Prompt: Write out the material exactly, without any of its pictures.

Source data:
[start]

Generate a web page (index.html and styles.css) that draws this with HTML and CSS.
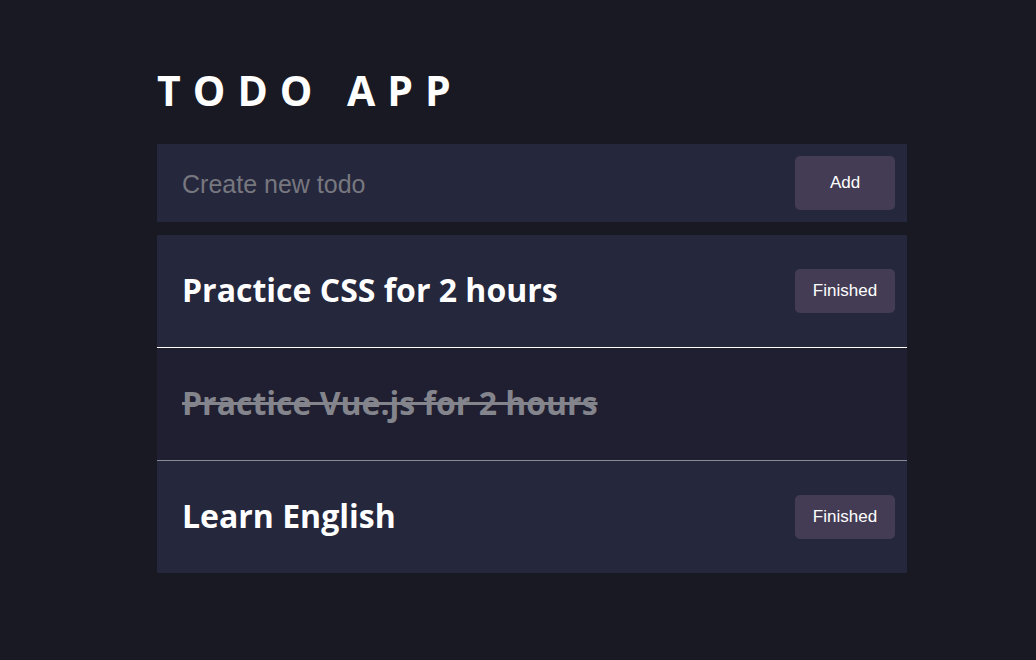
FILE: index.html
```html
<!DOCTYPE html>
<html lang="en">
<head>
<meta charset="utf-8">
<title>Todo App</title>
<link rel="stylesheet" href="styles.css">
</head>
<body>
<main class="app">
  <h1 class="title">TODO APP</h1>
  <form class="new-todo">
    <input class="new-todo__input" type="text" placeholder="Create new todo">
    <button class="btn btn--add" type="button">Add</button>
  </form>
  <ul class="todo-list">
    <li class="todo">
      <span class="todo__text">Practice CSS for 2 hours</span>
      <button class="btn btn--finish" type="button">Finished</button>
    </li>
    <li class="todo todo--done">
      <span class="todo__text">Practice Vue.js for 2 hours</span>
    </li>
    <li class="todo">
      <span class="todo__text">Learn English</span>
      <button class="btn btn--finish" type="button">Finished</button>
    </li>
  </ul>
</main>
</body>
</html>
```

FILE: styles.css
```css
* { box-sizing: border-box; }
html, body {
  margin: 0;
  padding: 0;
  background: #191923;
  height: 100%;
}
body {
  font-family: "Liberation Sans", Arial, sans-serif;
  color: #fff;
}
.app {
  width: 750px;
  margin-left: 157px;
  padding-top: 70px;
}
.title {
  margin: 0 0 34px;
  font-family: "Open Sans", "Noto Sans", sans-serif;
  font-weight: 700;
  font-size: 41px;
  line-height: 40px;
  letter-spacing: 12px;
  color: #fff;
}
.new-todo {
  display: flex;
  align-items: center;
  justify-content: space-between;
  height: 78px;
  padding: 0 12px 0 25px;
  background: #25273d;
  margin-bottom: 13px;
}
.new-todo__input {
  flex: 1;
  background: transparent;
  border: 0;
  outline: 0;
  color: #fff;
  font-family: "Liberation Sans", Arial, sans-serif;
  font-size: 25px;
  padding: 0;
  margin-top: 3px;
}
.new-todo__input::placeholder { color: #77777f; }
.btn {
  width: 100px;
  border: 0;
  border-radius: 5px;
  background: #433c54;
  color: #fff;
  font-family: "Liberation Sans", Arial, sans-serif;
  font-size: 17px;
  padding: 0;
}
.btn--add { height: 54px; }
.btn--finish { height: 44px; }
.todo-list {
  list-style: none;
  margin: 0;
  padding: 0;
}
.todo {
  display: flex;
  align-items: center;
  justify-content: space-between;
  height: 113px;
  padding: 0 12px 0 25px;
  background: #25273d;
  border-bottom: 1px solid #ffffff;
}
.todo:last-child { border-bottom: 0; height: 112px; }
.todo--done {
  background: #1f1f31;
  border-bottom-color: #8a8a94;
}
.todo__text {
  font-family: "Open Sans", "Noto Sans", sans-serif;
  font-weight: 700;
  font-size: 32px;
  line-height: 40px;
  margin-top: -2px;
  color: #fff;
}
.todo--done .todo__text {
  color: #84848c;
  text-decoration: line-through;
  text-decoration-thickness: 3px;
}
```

[end]

Answer below:
Generate a web page (index.html and styles.css) that draws this with HTML and CSS.
FILE: index.html
```html
<!DOCTYPE html>
<html lang="en">
<head>
<meta charset="utf-8">
<title>Todo App</title>
<link rel="stylesheet" href="styles.css">
</head>
<body>
<main class="app">
  <h1 class="title">TODO APP</h1>
  <form class="new-todo">
    <input class="new-todo__input" type="text" placeholder="Create new todo">
    <button class="btn btn--add" type="button">Add</button>
  </form>
  <ul class="todo-list">
    <li class="todo">
      <span class="todo__text">Practice CSS for 2 hours</span>
      <button class="btn btn--finish" type="button">Finished</button>
    </li>
    <li class="todo todo--done">
      <span class="todo__text">Practice Vue.js for 2 hours</span>
    </li>
    <li class="todo">
      <span class="todo__text">Learn English</span>
      <button class="btn btn--finish" type="button">Finished</button>
    </li>
  </ul>
</main>
</body>
</html>
```

FILE: styles.css
```css
* { box-sizing: border-box; }
html, body {
  margin: 0;
  padding: 0;
  background: #191923;
  height: 100%;
}
body {
  font-family: "Liberation Sans", Arial, sans-serif;
  color: #fff;
}
.app {
  width: 750px;
  margin-left: 157px;
  padding-top: 70px;
}
.title {
  margin: 0 0 34px;
  font-family: "Open Sans", "Noto Sans", sans-serif;
  font-weight: 700;
  font-size: 41px;
  line-height: 40px;
  letter-spacing: 12px;
  color: #fff;
}
.new-todo {
  display: flex;
  align-items: center;
  justify-content: space-between;
  height: 78px;
  padding: 0 12px 0 25px;
  background: #25273d;
  margin-bottom: 13px;
}
.new-todo__input {
  flex: 1;
  background: transparent;
  border: 0;
  outline: 0;
  color: #fff;
  font-family: "Liberation Sans", Arial, sans-serif;
  font-size: 25px;
  padding: 0;
  margin-top: 3px;
}
.new-todo__input::placeholder { color: #77777f; }
.btn {
  width: 100px;
  border: 0;
  border-radius: 5px;
  background: #433c54;
  color: #fff;
  font-family: "Liberation Sans", Arial, sans-serif;
  font-size: 17px;
  padding: 0;
}
.btn--add { height: 54px; }
.btn--finish { height: 44px; }
.todo-list {
  list-style: none;
  margin: 0;
  padding: 0;
}
.todo {
  display: flex;
  align-items: center;
  justify-content: space-between;
  height: 113px;
  padding: 0 12px 0 25px;
  background: #25273d;
  border-bottom: 1px solid #ffffff;
}
.todo:last-child { border-bottom: 0; height: 112px; }
.todo--done {
  background: #1f1f31;
  border-bottom-color: #8a8a94;
}
.todo__text {
  font-family: "Open Sans", "Noto Sans", sans-serif;
  font-weight: 700;
  font-size: 32px;
  line-height: 40px;
  margin-top: -2px;
  color: #fff;
}
.todo--done .todo__text {
  color: #84848c;
  text-decoration: line-through;
  text-decoration-thickness: 3px;
}
```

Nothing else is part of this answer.